PORTLAND, Oregon — Among the themes for the Portland Trail Blazers this season is to embrace the idea they belong with the elite teams in the West.
The Blazers exceeded expectations last year by winning 54 games and advancing to the second round of the playoffs, where they fell to the eventual NBA champion San Antonio Spurs.
The Blazers return nearly the entire roster from that team, including All-Stars LaMarcus Aldridge and Damian Lillard, and fellow starters Nicolas Batum, Wesley Matthews and Robin Lopez. The team addressed needs in the offseason with the acquisition of center Chris Kaman and the return of guard Steve Blake.
Portland's stability is a big reason why most onlookers don't see last season as a fluke. Now the Blazers need to believe that, too.
"There are clearly high expectations and we need to start acting like an elite basketball team and I think the guys get that," general manager Neil Olshey said.
Lillard echoed the sentiment on Monday when the Blazers held their annual media day before the start of training camp.
"People expect us to be a good team because of what happened last year," Lillard said. "We need to expect that of ourselves."
The Blazers exercised their fourth-year option on Lillard, who made the All-Star team his second year in the league last season. Lillard averaged 20.7 points and 5.6 assists and 3.5 rebounds.
His celebrity really took off because of The Shot — his last-second 3-pointer that gave the Blazers a Game 6 victory over the Houston Rockets and sent the team to the conference semifinals for the first time since 2000.
Lillard will be backed up by Blake, who is embarking on his third stint with the Blazers after Mo Williams' departure. Williams, a free agent, landed with Minnesota.
Blake, who became a fan favorite during his first two stints in Portland and kept a home in the area, signed a two-year deal with the Blazers this summer. Last season he averaged 6.9 points and 5.6 assists, splitting the season between the Lakers and Warriors.
The Blazers also brought in Kaman, a burly 7-footer who has averaged 11.7 points, 7.9 rebounds and 1.4 blocks over an 11-year NBA career. He will back up Robin Lopez.
Both Lopez and Kaman will provide the levity in the Blazers locker room. Both are known for their quirky humor, although Lopez joked that the two big men are on "opposite ends of the crazy spectrum."
Coach Terry Stotts suggested that he may look for ways to get Lopez and Kaman on the floor at the same time. Olshey said the addition of Kaman means that Aldridge will always have a 7-footer on the floor with him.

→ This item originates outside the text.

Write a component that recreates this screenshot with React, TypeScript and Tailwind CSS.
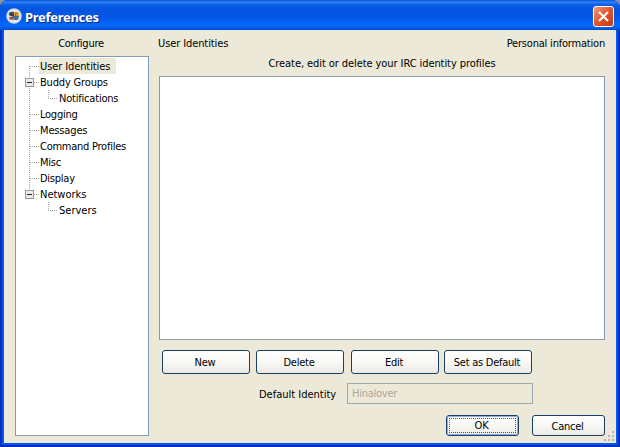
import React from "react";

type Row = { label: string; child?: boolean; box?: boolean; selected?: boolean; tracking?: string };

const rows: Row[] = [
  { label: "User Identities", selected: true, tracking: "tracking-[-0.1px]" },
  { label: "Buddy Groups", box: true, tracking: "tracking-[-0.17px]" },
  { label: "Notifications", child: true, tracking: "tracking-[-0.2px]" },
  { label: "Logging" },
  { label: "Messages", tracking: "tracking-[-0.15px]" },
  { label: "Command Profiles" },
  { label: "Misc" },
  { label: "Display" },
  { label: "Networks", box: true, tracking: "tracking-[0px]" },
  { label: "Servers", child: true, tracking: "tracking-[0px]" },
];

function TreeLines({ row, index }: { row: Row; index: number }) {
  const dots = { stroke: "#a5a5a5", strokeDasharray: "1 1" };
  const last = index >= 8;
  return (
    <svg width={row.child ? 42 : 23} height="16" className="shrink-0" shapeRendering="crispEdges">
      {!(last && row.child) && <path d={index === 0 ? "M13.5 8V16" : last ? "M13.5 0V8" : "M13.5 0V16"} {...dots} />}
      {row.child ? <path d="M32.5 0V8M32 8.5H41" {...dots} /> : <path d="M14 8.5H23" {...dots} />}
      {row.box && (
        <>
          <rect x="9.5" y="4.5" width="8" height="8" fill="#eceae4" stroke="#8f9aa4" />
          <path d="M11 8.5H16" stroke="#222" />
        </>
      )}
    </svg>
  );
}

function XpButton({ label, className, focused }: { label: string; className: string; focused?: boolean }) {
  return (
    <button
      className={`flex shrink-0 items-center justify-center rounded-[3px] border border-[#173f68] bg-linear-to-b from-white via-[#f8f8f5] to-[#eceae4] p-0 ${className}`}
    >
      {focused ? (
        <span className="flex h-full w-full items-center justify-center rounded-[2px] border border-[#8fadea] p-px">
          <span className="flex h-full w-full items-center justify-center border border-dotted border-[#555] pt-px pr-[2px]">{label}</span>
        </span>
      ) : (
        <span className="pt-[2px] pr-[2px]">{label}</span>
      )}
    </button>
  );
}

export default function App() {
  return (
    <div className="flex h-[447px] w-[620px] flex-col overflow-hidden bg-[#8b929e] font-['DejaVu_Sans_Condensed','DejaVu_Sans',sans-serif] text-[11px] leading-4 tracking-[-0.25px] text-black [font-stretch:condensed]">
      <div className="flex h-full flex-col rounded-t-[8px] bg-[#0831d9]">
        <header className="flex h-[30px] shrink-0 items-center rounded-t-[8px] bg-[linear-gradient(180deg,#0a4fd0_0%,#2f83f7_7%,#0b5ee8_16%,#0455e0_30%,#0559e8_60%,#0668fb_82%,#0562f0_92%,#0347c8_100%)] pr-[6px] pl-[6px]">
          <svg width="16" height="16" viewBox="0 0 16 16" className="mt-px">
            <circle cx="8" cy="8" r="7.8" fill="#c3d3ea" />
            <circle cx="8" cy="8" r="6.8" fill="#e2e9f0" />
            <path d="M3 5Q5 3 8 4V8H4Q2 7 3 5Z" fill="#4a5568" />
            <path d="M8 4Q11 3 13 5V8H8Z" fill="#e6a63c" />
            <path d="M3 9L8 8V12Q5 13 3 11Z" fill="#d9803c" />
            <path d="M8 8H13Q13 11 11 12H8Z" fill="#4773ac" />
            <path d="M7 5H5V7H7V10H4" stroke="#28364c" fill="none" />
            <path d="M11.5 5.5H9.5V11H12M9.5 8H12" stroke="#5b5c50" fill="none" strokeWidth="0.8" />
          </svg>
          <h1 className="mt-[3px] ml-[3px] flex-1 font-['Noto_Sans',sans-serif] text-[13px] font-bold tracking-[-0.3px] text-white [text-shadow:1px_1px_1px_#0a2a80]">
            Preferences
          </h1>
          <button aria-label="Close" className="mt-[3px] flex h-[21px] w-[21px] items-center justify-center rounded-[3px] border border-white bg-linear-to-br from-[#ee987b] via-[#e0532c] to-[#c63b12]">
            <svg width="13" height="13" viewBox="0 0 13 13">
              <path d="M2 2L11 11M11 2L2 11" stroke="#fff" strokeWidth="2.1" />
            </svg>
          </button>
        </header>
        <div className="flex min-h-0 flex-1 border-t-0 border-r-[#0030c4] border-b-[#0030c4] border-l-[#0030c4] bg-[#0855ea] border-x-2 border-b-2 px-[2px] pb-[2px]">
          <div className="flex min-w-0 flex-1 bg-[#ece9d8]">
            <aside className="ml-[11px] flex w-[134px] shrink-0 flex-col">
              <h2 className="h-[26px] pt-[6px] pr-[2px] text-center">Configure</h2>
              <ul className="h-[380px] border border-[#7f9db9] bg-white pt-px">
                {rows.map((row, index) => (
                  <li key={row.label} className="flex h-4">
                    <TreeLines row={row} index={index} />
                    <span className={`h-4 pl-px leading-[18px] ${row.selected ? "w-[77px] bg-[#ece9d8]" : ""} ${row.tracking ?? ""}`}>
                      {row.label}
                    </span>
                  </li>
                ))}
              </ul>
            </aside>
            <main className="ml-[10px] flex w-[446px] shrink-0 flex-col">
              <div className="flex h-[25px] justify-between pt-[6px]">
                <span className="-ml-px tracking-[-0.1px]">User Identities</span>
                <span className="tracking-[-0.2px]">Personal information</span>
              </div>
              <p className="h-[21px] pt-px text-center tracking-[-0.08px]">Create, edit or delete your IRC identity profiles</p>
              <div className="h-[264px] border border-[#7f9db9] bg-white" />
              <div className="mt-[10px] flex pl-[3px]">
                <XpButton label="New" className="h-6 w-[88px]" />
                <XpButton label="Delete" className="ml-[6px] h-6 w-[88px]" />
                <XpButton label="Edit" className="ml-[7px] h-6 w-[88px]" />
                <XpButton label="Set as Default" className="ml-[5px] h-6 w-[88px]" />
              </div>
              <div className="mt-[9px] flex items-center pl-[100px]">
                <label className="w-[88px] pt-[2px] tracking-[0px]">Default Identity</label>
                <div className="flex h-[21px] w-[186px] items-center border border-[#9aa9b2] pl-1 text-[#aca899]">Hinalover</div>
              </div>
              <div className="mt-[11px] flex justify-end gap-[13px]">
                <XpButton label="OK" className="h-[21px] w-[73px]" focused />
                <XpButton label="Cancel" className="h-[21px] w-[73px]" />
              </div>
            </main>
            <svg width="11" height="11" className="mb-px -ml-px self-end" shapeRendering="crispEdges">
              <path d="M8 0h2v2h-2zM4 4h2v2h-2zM8 4h2v2h-2zM0 8h2v2h-2zM4 8h2v2h-2zM8 8h2v2h-2z" fill="#b8b4a3" />
            </svg>
          </div>
        </div>
      </div>
    </div>
  );
}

"They chose to be here," Olshey said of the summer additions. "They had multiple options. They believed in what we're doing."
Aldridge reiterated that he plans to re-sign with the Blazers next summer when he can command more money and a longer-term deal. Olshey and team owner Paul Allen visited with Aldridge and his agent this summer to pledge the team's commitment to the three-time All-Star.
Aldridge had career highs with an average of 23.2 points and 11.1 rebounds last season with Portland, his eighth with the team.
Last year, the Blazers were considered an iffy pick to even get to the playoffs, let alone make it past the first round. But Portland opened 24-5 to rise to the top of the Western Conference standings.
The Blazers had a rough March, but won nine of their last 10 games to clinch the West's fifth seed in the playoffs. Once there, the Blazers dispatched the Rockets with Lillard's 3-pointer but fell to the Spurs in five games.
Portland bettered its record by 21 wins over the previous season for the biggest turnaround in franchise history.
The Blazers start workouts for this season on Wednesday. They open the preseason on Oct. 7 at Utah, and the regular-season opener is on Oct. 29 when Portland hosts Oklahoma City.
"I definitely feel like we can be one of the top teams in the league," Aldridge said. "It starts tomorrow."